Here’s another: “I was shipwrecked on an island/to wind and rain exposed-ah/surrounded by cannibals, it was their native shore-ah./They addressed me in a language, decidedly their own-ah/Charlie G Jippidy I/ Jippidy I exposed-ah/ Ikey Sikey Deekerikey/Jonny go walloping Norah.”

Clear as day to me,-ah! The poor reader said, “These rhymes regularly jump into my head and I would love to know if there is any beginning or end to them”. Can you help? If you think so email me at the address below and I’ll forward your response.
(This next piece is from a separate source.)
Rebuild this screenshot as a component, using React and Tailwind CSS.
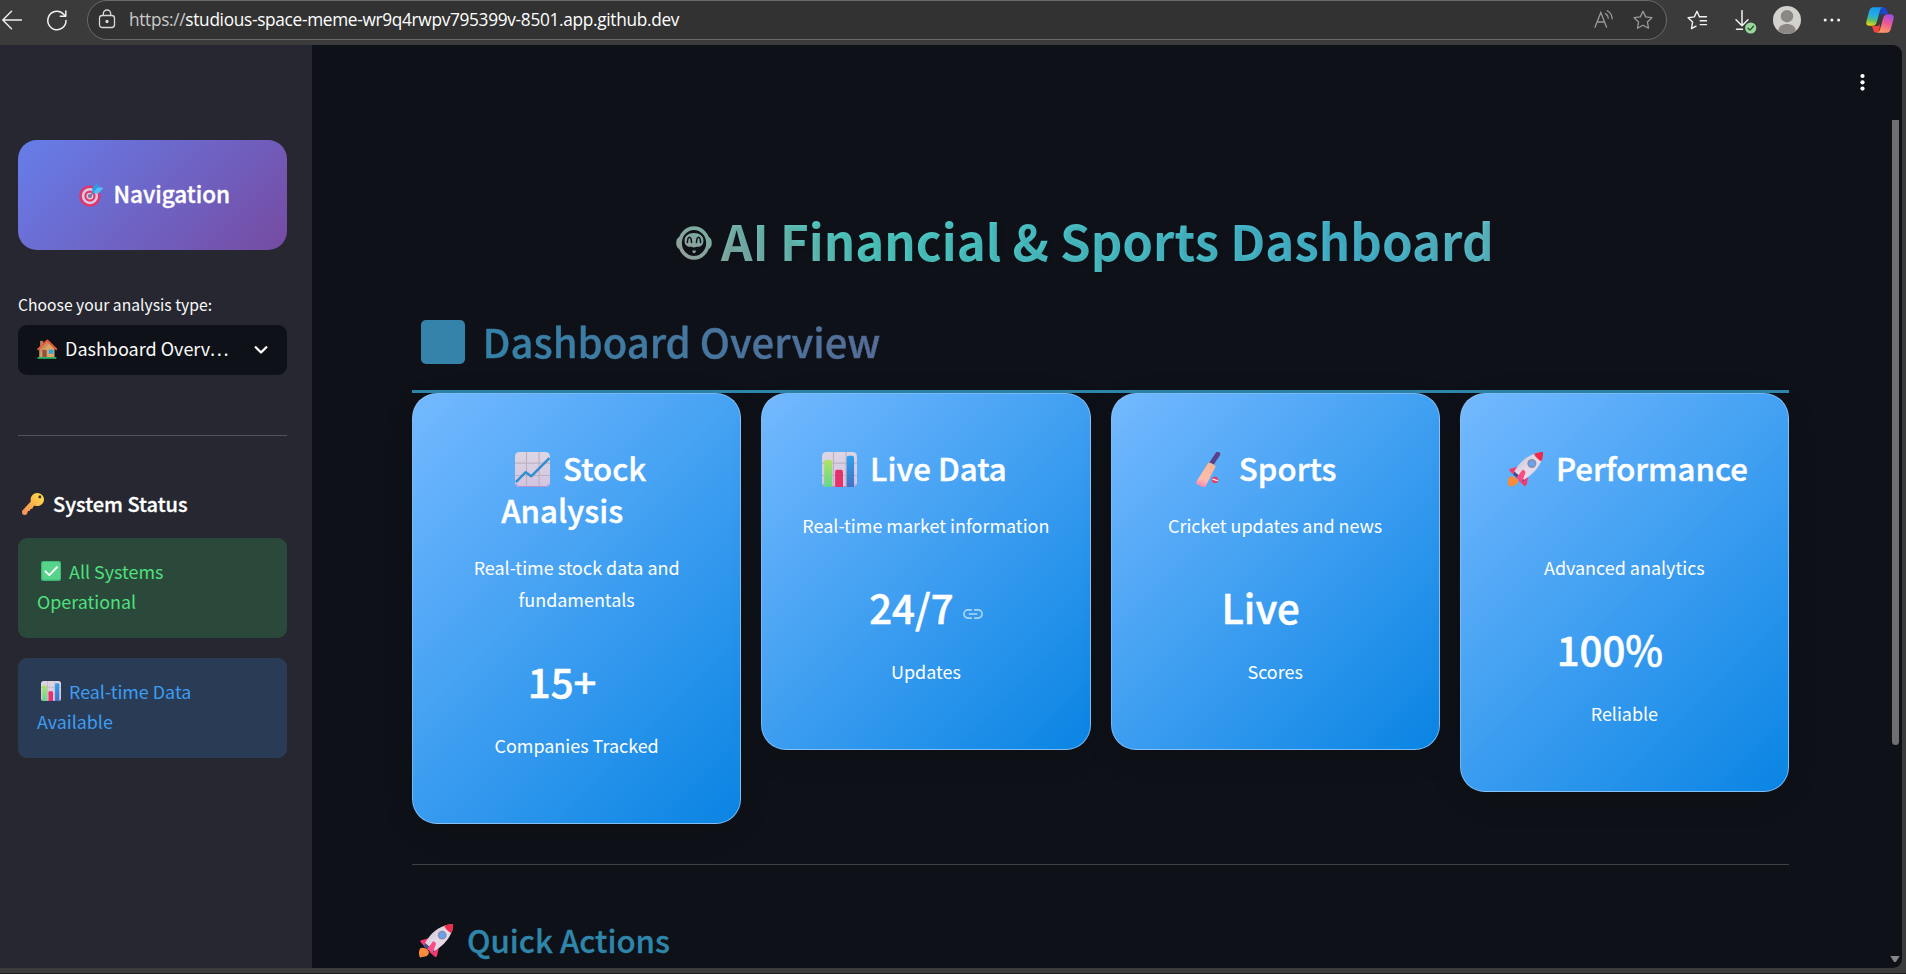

Meanwhile, it won't surprise you to hear I've always liked the odd bit of doggerel myself. But far and away my favourite in that select genre is by Lewis Carroll. In his Through the Looking Glass lies Jabberwocky, a masterpiece which makes Finnegans Wake (ahem) seem like, well, doggerel. It begins: "Twas brillig, and the slithy toves/ Did gyre and gimble in the wabe:/All mimsy were the borogoves,/And the mome raths outgrabe."

Pure poetry. So lyrical-aahh . . .

Doggerel is thought by the experts to derive from “dog”, as in being fit only for dogs (who read presumably), and applies to bad poetry where rhyme is forced or banal. Which means they haven’t a clue. Pathetic really.